Wildfire season is getting longer and more severe. The fires send smoky gases and fine particles of burnt matter drifting through the atmosphere, and their harm can be felt by lungs miles away.
It’s plain that wildfire smoke is harmful, and studies have linked smoke inhalation to inflammation, cell death, and lung diseases, including asthma. But figuring out the connection between smoke inhalation and ill health is tricky — wildfire smoke comprises a complex mixture of particles and gases, and once in the atmosphere, photochemical reactions transform those components into different substances. But a research team from the University of Georgia might have a lead after testing how fresh and aged smoke differentially exerted their toxic effects.
Something Old and Something New
As wildfire smoke rises into the atmosphere, sunlight spurs chemical reactions that alter the smoke’s original components (primary organic aerosols) and create new ones, so-called secondary organic aerosols, over the course of hours to days. “That smoke is hanging out there for days and days and days, and it’s getting chemically cooked,” said Anthony Wexler, a professor and the director of the Air Quality Research Center at the University of California, Davis. Wexler was not involved in the new study. “And there are interesting questions there about how that’s changing the toxicity of this stuff.”
Once they enter human airways, the different aerosols likely take different routes through the body. Secondary organic aerosols are generally more oxygenated and soluble than primary ones. Primary organic aerosols are more readily taken up by fats, whereas secondary organic aerosols better dissolve in the bloodstream.
But when Rawad Saleh began researching the health effects of wildfire emissions at the University of Georgia’s College of Engineering, the associate professor was surprised by the dearth of information on how wildfire smoke toxicity changes as the smoke itself changes in the atmosphere.
To explore this research question, Saleh and his colleagues compared lung cells’ responses to fresh and aged smoke. They burned and tested three woods: pin oak, pignut hickory, and slash pine, all common fuels in a typical southeastern US wildfire. The researchers burned each wood just to a smolder inside an environmental chamber calibrated to mimic the light intensity, temperature, and humidity of a summer day at noon. To age the smoke, the researchers turned on UV lamps, allowing the smoke to bake in the “sun” for two hours.

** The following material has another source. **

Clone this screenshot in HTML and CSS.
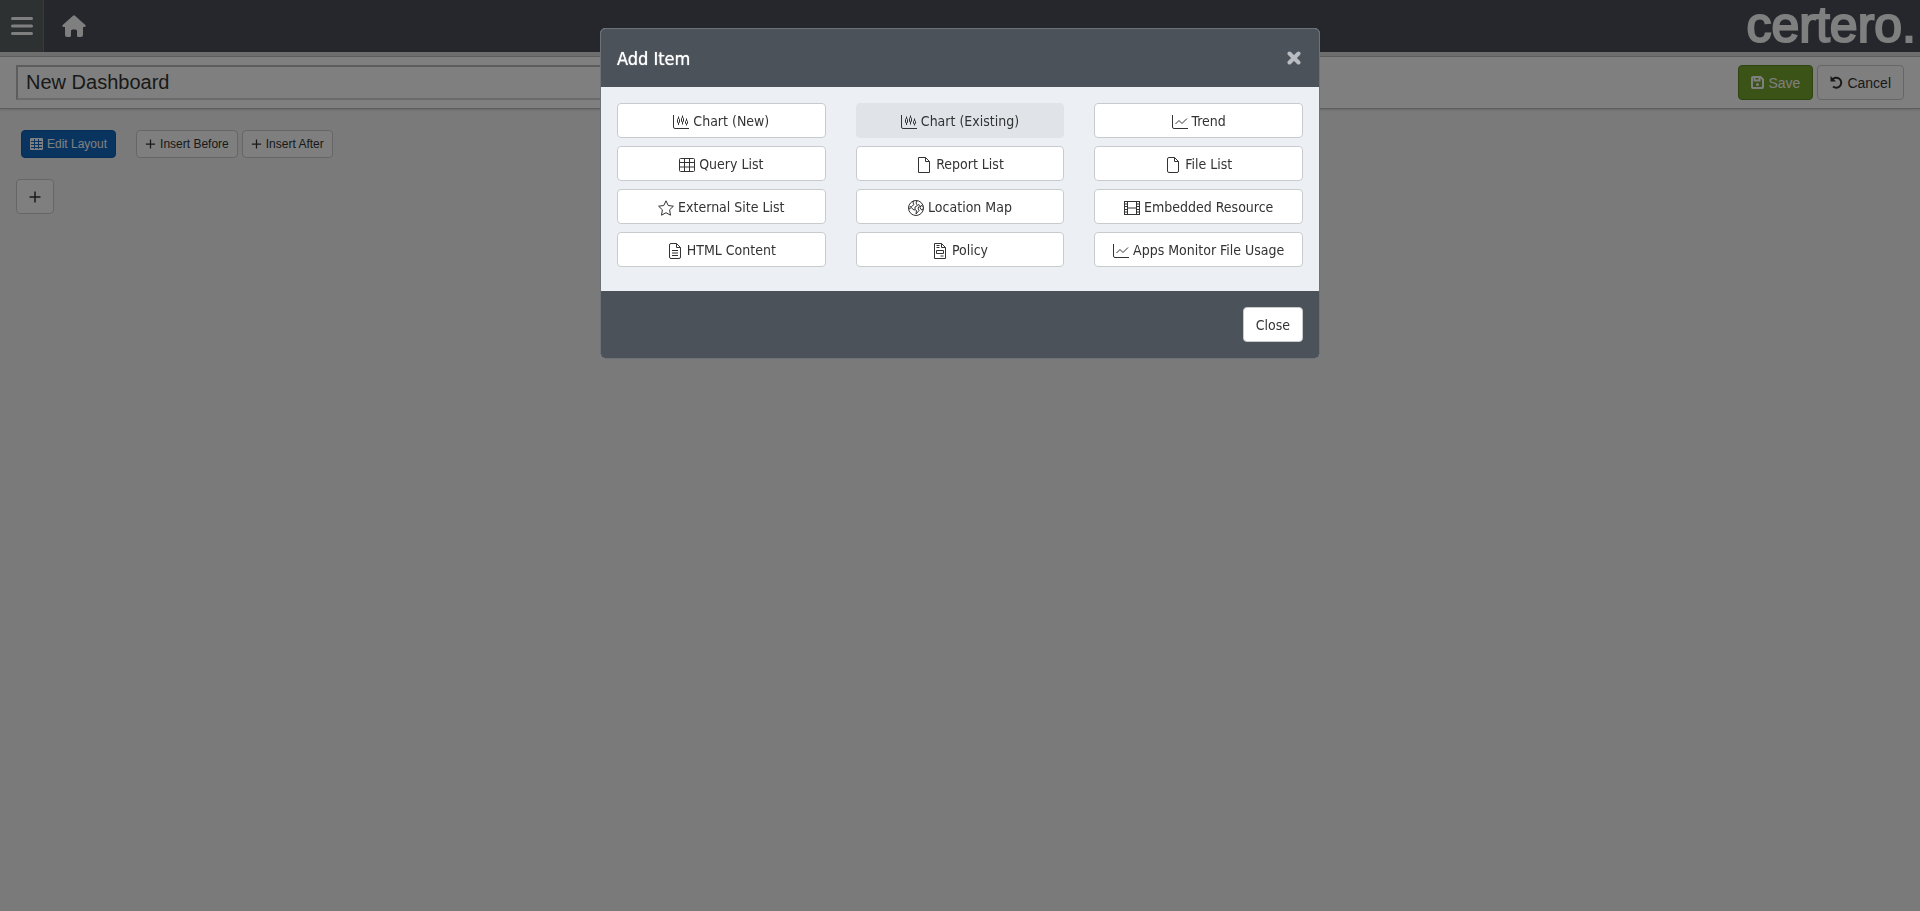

The researchers extracted smoke particles from the chamber filters and dissolved them into a solution they then dropped into small compartments housing lung cells. The lung cells, specifically the bronchial epithelial cells that line the passageways into the lungs, faced both fresh and aged smoke from each wood.
After reacting with UV light in the environmental chamber, the aged smoke from each wood differed from fresh smoke in several key ways. Aged smoke had fewer heavy metals and aromatics but did have more heavily oxygenated compounds. This, the researchers thought, drove different toxicity mechanisms. The fresh smoke’s aromatics and metals homed in on the cellular powerhouse, mitochondria, disrupting the way cells store and use energy. But in the aged smoke, oxygenated compounds led to higher levels of cell death.
Revealing these different toxicity mechanisms is “incredibly important,” said Laura Van Winkle, a professor of respiratory toxicology at the University of California, Davis, who was not involved in the study.
The results, published in the journal Atmospheric Environment, implied that different mechanisms may trigger the same symptoms (like coughing and trouble breathing) when someone inhales fresh smoke compared with when someone inhales aged smoke particles hours to days later. “And because of that, the treatments that are effective for … that person could be different,” said Saleh. But this assessment is still speculative at this point, he cautioned.
Showing that components of fresh and aged smoke can be toxic in different ways challenges the idea that “dilution is the solution to pollution.”
“What they did was great, but no study does everything,” said Wexler. The researchers examined toxicity in only one type of lung cells, but lungs are made up of dozens of different cell types. Moreover, these cells don’t act in isolation but operate within bodily systems. The researchers also could not simulate the complexity of wildfire smoke and test all of its components. In wildfires, smoke is created from burning wood as well as from every other material in a fire’s path from soil, to animals, to cars. Smoke also includes gases, not just particles, which researchers did not analyze in this experiment.
But showing that some components of fresh and aged smoke can be toxic in different ways challenged the idea that “dilution is the solution to pollution,” said Van Winkle. “In California … secondary organic aerosol formation is a major source of air pollution,” she said.
The question then is whether breathing in those aerosols is as troubling as inhaling smoke from an active fire. “This [study] says yes, it could be.”